While the deck may be stacked against small businesses, there are still many tax breaks available to keep hard-earned money in your pockets. But simply filing a tax return at the end of the year won’t cut it anymore. Why act now? Taking these small steps could save your small business hundreds, if not thousands, of dollars come next tax season.
- Keep your Records Complete
The best, simplest (and yet most overlooked way) for small business owners to save taxes is by keeping their business records complete and well-organized. In fact, many small businesses pay far too much tax simply because they do not commit to a system that keeps track of and records their business expenses. Not only does this save money through a lower tax bill but it also protects you if the CRA auditors come knocking at your door.

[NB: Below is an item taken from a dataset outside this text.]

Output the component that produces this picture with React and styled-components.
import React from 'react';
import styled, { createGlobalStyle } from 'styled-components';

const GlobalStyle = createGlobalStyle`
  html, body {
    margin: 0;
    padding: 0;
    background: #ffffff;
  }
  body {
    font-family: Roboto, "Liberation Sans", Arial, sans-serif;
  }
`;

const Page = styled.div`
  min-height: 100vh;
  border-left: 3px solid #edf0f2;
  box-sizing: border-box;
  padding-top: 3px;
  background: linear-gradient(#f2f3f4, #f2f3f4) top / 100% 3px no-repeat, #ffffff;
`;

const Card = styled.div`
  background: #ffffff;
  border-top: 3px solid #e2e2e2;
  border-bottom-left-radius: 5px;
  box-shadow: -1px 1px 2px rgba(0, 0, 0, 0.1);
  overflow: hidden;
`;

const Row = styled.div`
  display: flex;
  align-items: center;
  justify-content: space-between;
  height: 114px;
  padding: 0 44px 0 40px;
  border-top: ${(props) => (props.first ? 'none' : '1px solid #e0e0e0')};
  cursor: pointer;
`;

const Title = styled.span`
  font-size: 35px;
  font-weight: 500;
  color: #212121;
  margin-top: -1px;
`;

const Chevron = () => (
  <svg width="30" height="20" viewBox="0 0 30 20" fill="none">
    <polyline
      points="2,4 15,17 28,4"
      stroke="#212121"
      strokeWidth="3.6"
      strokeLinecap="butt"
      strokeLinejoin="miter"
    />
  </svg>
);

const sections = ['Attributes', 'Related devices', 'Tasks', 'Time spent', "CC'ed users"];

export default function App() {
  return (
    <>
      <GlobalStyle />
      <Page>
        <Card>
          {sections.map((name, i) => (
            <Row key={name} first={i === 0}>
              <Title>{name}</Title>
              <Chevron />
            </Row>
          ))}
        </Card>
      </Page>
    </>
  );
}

If you are just starting out, the easiest way to keep track of business transactions is to have an envelope for each type of income and expense that your small business has, and place each receipt into its respective envelope throughout the year. As your small business grows you may want to consider moving to a software solution that can handle more complex business transactions. These software packages also provide you with valuable reporting tools that will help you better understand how your business is performing throughout the year.
- Split your Income
One of the keys to tax planning in Canada is the concept of income splitting. This is the process of maximizing income taxed at lower rates and minimizing income taxed at higher rates. While the federal government has already eliminated some forms of income splitting, there are still many legitimate ways to shift income from one tax rate to another depending on your business’ legal structure, family situation, and other factors. It is important to carefully plan your income splitting strategy well in advance of tax season.

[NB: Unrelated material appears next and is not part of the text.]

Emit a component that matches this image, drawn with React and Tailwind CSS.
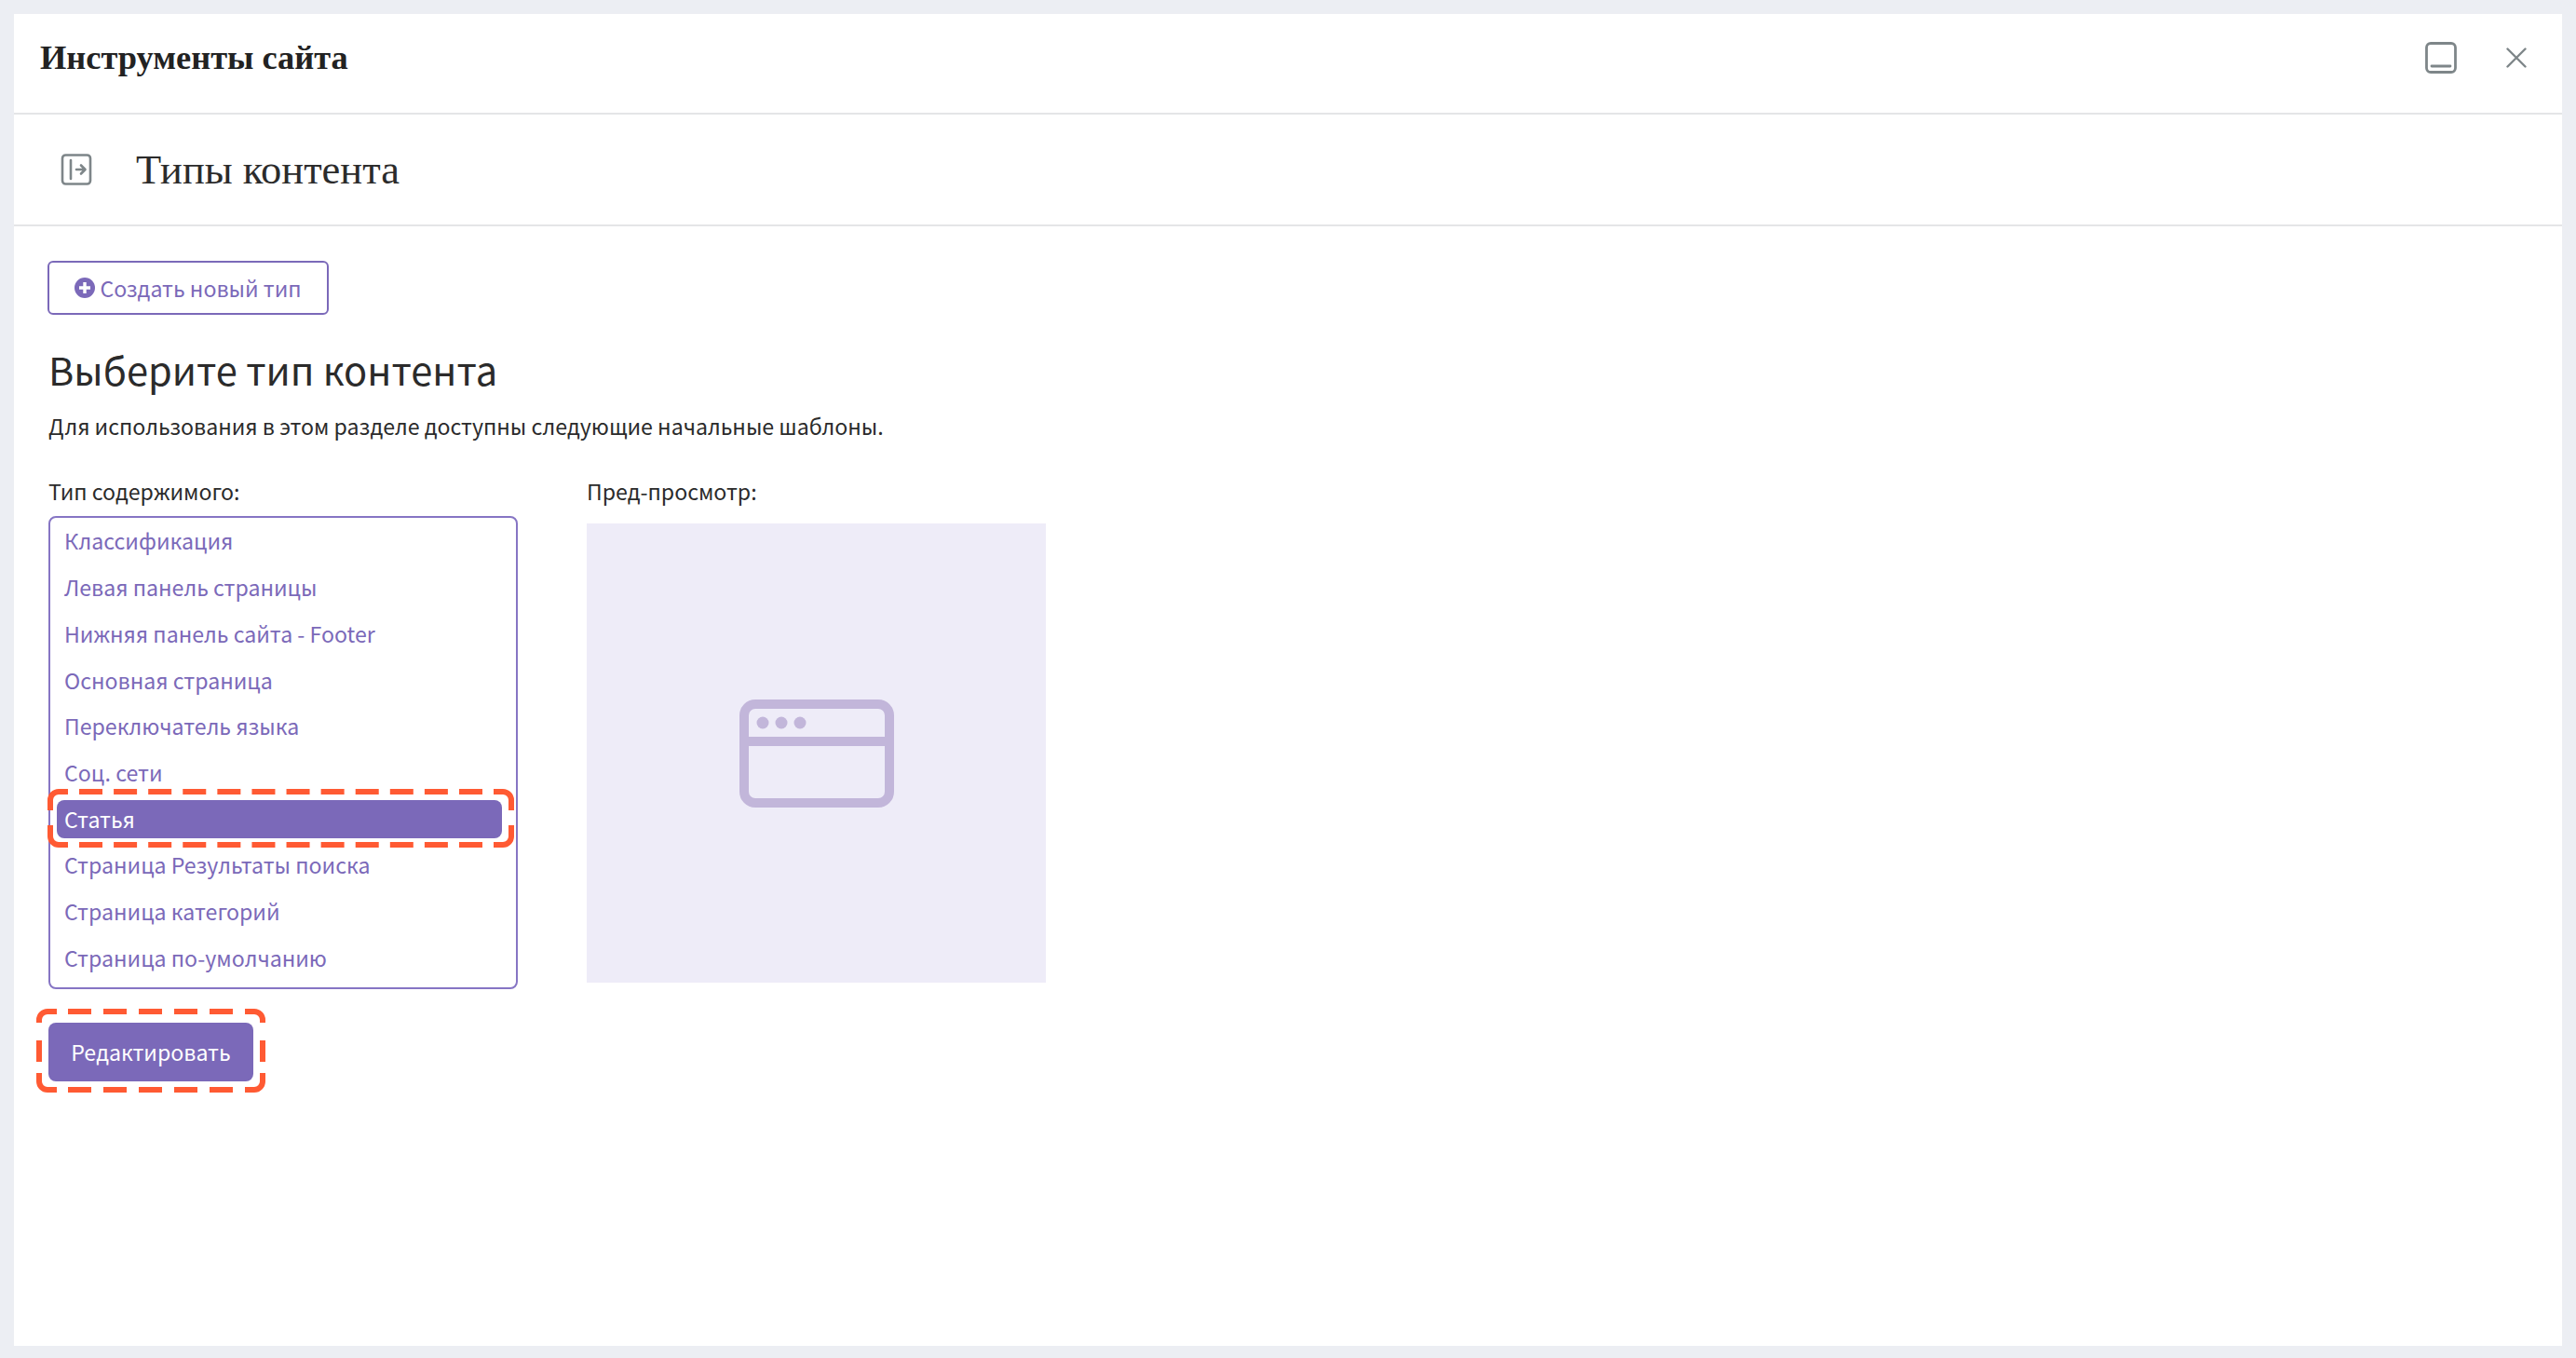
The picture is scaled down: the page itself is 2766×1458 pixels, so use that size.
const contentTypes = [
  "Классификация",
  "Левая панель страницы",
  "Нижняя панель сайта - Footer",
  "Основная страница",
  "Переключатель языка",
  "Соц. сети",
  "Статья",
  "Страница Результаты поиска",
  "Страница категорий",
  "Страница по-умолчанию",
];

// annotation frame: corners and sides are cut by hand, the long edges are dashed
const DashedFrame = ({ w, h, gap, cornerTop, cornerBottom, side, className }) => (
  <svg
    className={`absolute pointer-events-none ${className}`}
    width={w}
    height={h}
    viewBox={`0 0 ${w} ${h}`}
    fill="none"
    stroke="#ff5a33"
    strokeWidth="6"
  >
    <path d={`M3 ${cornerTop}V12A9 9 0 0 1 12 3H22`} />
    <path d={`M${w - 22} 3H${w - 12}A9 9 0 0 1 ${w - 3} 12V${cornerTop}`} />
    <path d={`M${w - 3} ${h - cornerBottom}V${h - 12}A9 9 0 0 1 ${w - 12} ${h - 3}H${w - 22}`} />
    <path d={`M22 ${h - 3}H12A9 9 0 0 1 3 ${h - 12}V${h - cornerBottom}`} />
    <path d={`M34 3H${w - 34}M34 ${h - 3}H${w - 34}`} strokeDasharray={`25 ${gap}`} />
    {side && <path d={`M3 ${side[0]}V${side[1]}M${w - 3} ${side[0]}V${side[1]}`} />}
  </svg>
);

const DockIcon = () => (
  <svg width="34" height="34" viewBox="0 0 34 34" fill="none" stroke="#7e8689" strokeWidth="2.8">
    <rect x="1.5" y="1.5" width="31" height="31" rx="4.5" />
    <path d="M7 26h20" strokeLinecap="round" />
  </svg>
);

const CloseIcon = () => (
  <svg width="22" height="22" viewBox="0 0 22 22" fill="none" stroke="#7e8689" strokeWidth="2.4" strokeLinecap="round">
    <path d="M1.5 1.5l19 19M20.5 1.5l-19 19" />
  </svg>
);

const SidebarIcon = () => (
  <svg width="34" height="34" viewBox="0 0 34 34" fill="none" stroke="#7e8689" strokeWidth="2.6" strokeLinecap="round" strokeLinejoin="round">
    <rect x="2" y="1.5" width="30" height="31" rx="3.5" />
    <path d="M11 7v20" />
    <path d="M17 17h9M22 12.5l4.5 4.5-4.5 4.5" />
  </svg>
);

const PlusCircle = () => (
  <svg width="22" height="22" viewBox="0 0 22 22">
    <circle cx="11" cy="11" r="11" fill="#7b69b9" />
    <path d="M11 5v12M5 11h12" stroke="#fff" strokeWidth="3.4" />
  </svg>
);

const BrowserIcon = () => (
  <svg width="166" height="116" viewBox="0 0 166 116" fill="none">
    <rect x="5" y="5" width="156" height="106" rx="12" stroke="#c2b6da" strokeWidth="10" />
    <path d="M5 45h156" stroke="#c2b6da" strokeWidth="10" />
    <circle cx="25" cy="25" r="6.5" fill="#c2b6da" />
    <circle cx="45" cy="25" r="6.5" fill="#c2b6da" />
    <circle cx="65" cy="25" r="6.5" fill="#c2b6da" />
  </svg>
);

const App = () => {
  return (
    <div className="min-h-[1458px] bg-[#eceef3] pt-[15px] pb-[13px] pl-[15px] pr-[15px] flex font-['Noto_Sans_CJK_SC','Noto_Sans',sans-serif]">
      <div className="flex-1 bg-white flex flex-col">
        <header className="h-[108px] flex items-center justify-between pl-[28px] pr-[38px] pb-[12px] border-b-2 border-[#e4e5e7]">
          <h1 className="font-['Liberation_Serif',serif] font-bold text-[36.4px] text-[#222]">Инструменты сайта</h1>
          <div className="flex items-center gap-[53px]">
            <DockIcon />
            <CloseIcon />
          </div>
        </header>

        <div className="h-[120px] flex items-center pl-[50px] gap-[47px] border-b-2 border-[#e4e5e7]">
          <SidebarIcon />
          <h2 className="font-['Liberation_Serif',serif] text-[44.5px] text-[#2b2b2b]">Типы контента</h2>
        </div>

        <main className="pl-[37px] pt-[37px]">
          <button className="-ml-[1px] h-[58px] w-[302px] flex items-center justify-center gap-[5px] border-2 border-[#7b69b9] rounded-[6px] text-[#7b69b9] text-[23.15px]">
            <PlusCircle />
            Создать новый тип
          </button>

          <h3 className="mt-[28px] text-[41.6px] leading-[60px] text-[#2b2b2b]">Выберите тип контента</h3>
          <p className="mt-[13px] text-[23.15px] leading-[36px] text-[#2b2b2b]">
            Для использования в этом разделе доступны следующие начальные шаблоны.
          </p>

          <div className="mt-[34px] flex gap-[74px]">
            <div className="w-[504px]">
              <div className="text-[23.15px] leading-[36px] text-[#2b2b2b]">Тип содержимого:</div>
              <ul className="mt-[9px] h-[508px] border-2 border-[#8675c4] rounded-[8px] pb-[7px] px-[7px] flex flex-col justify-center">
                {contentTypes.map((name) => {
                  const selected = name === "Статья";
                  return (
                    <li key={name} className="h-[49.8px] flex items-center">
                      {selected ? (
                        <span className="relative w-[478px] h-[41px] flex items-center px-[8px] bg-[#7b69b9] rounded-[8px] text-white text-[23.15px]">
                          {name}
                          <DashedFrame
                            w={501}
                            h={63}
                            gap={12.09}
                            cornerTop={23}
                            cornerBottom={24}
                            className="-left-[10px] -top-[12px]"
                          />
                        </span>
                      ) : (
                        <span className="px-[8px] text-[#7b69b9] text-[23.15px]">{name}</span>
                      )}
                    </li>
                  );
                })}
              </ul>
            </div>

            <div className="w-[493px]">
              <div className="text-[23.15px] leading-[36px] text-[#2b2b2b]">Пред-просмотр:</div>
              <div className="mt-[17px] h-[493px] bg-[#eeecf8] flex items-center justify-center">
                <BrowserIcon />
              </div>
            </div>
          </div>

          <div className="relative mt-[36px] w-[220px]">
            <button className="w-[220px] h-[63px] bg-[#7b69b9] rounded-[8px] text-white text-[23.15px]">
              Редактировать
            </button>
            <DashedFrame
              w={246}
              h={90}
              gap={13}
              cornerTop={15}
              cornerBottom={21}
              side={[34, 57]}
              className="-left-[13px] -top-[15px]"
            />
          </div>
        </main>
      </div>
    </div>
  );
};

export default App;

- Track your Capital Assets
To operate any business, capital items like furniture, computers, office equipment and other useful assets are essential. These major purchases typically have a high up-front cost, but can often only be written-off over time for tax purposes. It is important to carefully consider the tax implications when making the decision to either purchase or sell a capital asset as there are significant tax savings to be had by timing these transactions correctly.
- Deduct Home Office Expenses Properly
If you operate a home-based small business, you may be eligible to deduct a portion of your home expenses that would otherwise not be tax deductible. These expenses could include things like mortgage interest, insurance, maintenance and repairs, utilities, and property taxes. As home expenses are only partially tax deductible, it is important to track them separately from your business expenses throughout the year. You may also want to consider where in your home to conduct business as this can have an impact on the tax savings available. This is especially important during COVID-19!
- Deduct Motor Vehicle Expenses
Deducting automobile costs is a very important part of tax planning for many small businesses, one that comes with many rules and restrictions. Generally, any expense incurred to operate a vehicle can be deducted, including: fuel, insurance, maintenance and repairs, interest, lease costs, and more. However, it is important to keep track of all business kilometres driven at the beginning, end, and throughout the year, along with all automotive receipts. Don’t forget to consider the tax implications when choosing which vehicle to purchase, whether to lease or purchase a vehicle, and whether to own your vehicle personally or in a corporation.
You should always consider seeking the advice of an expert to ensure that these tax saving ideas are right for you.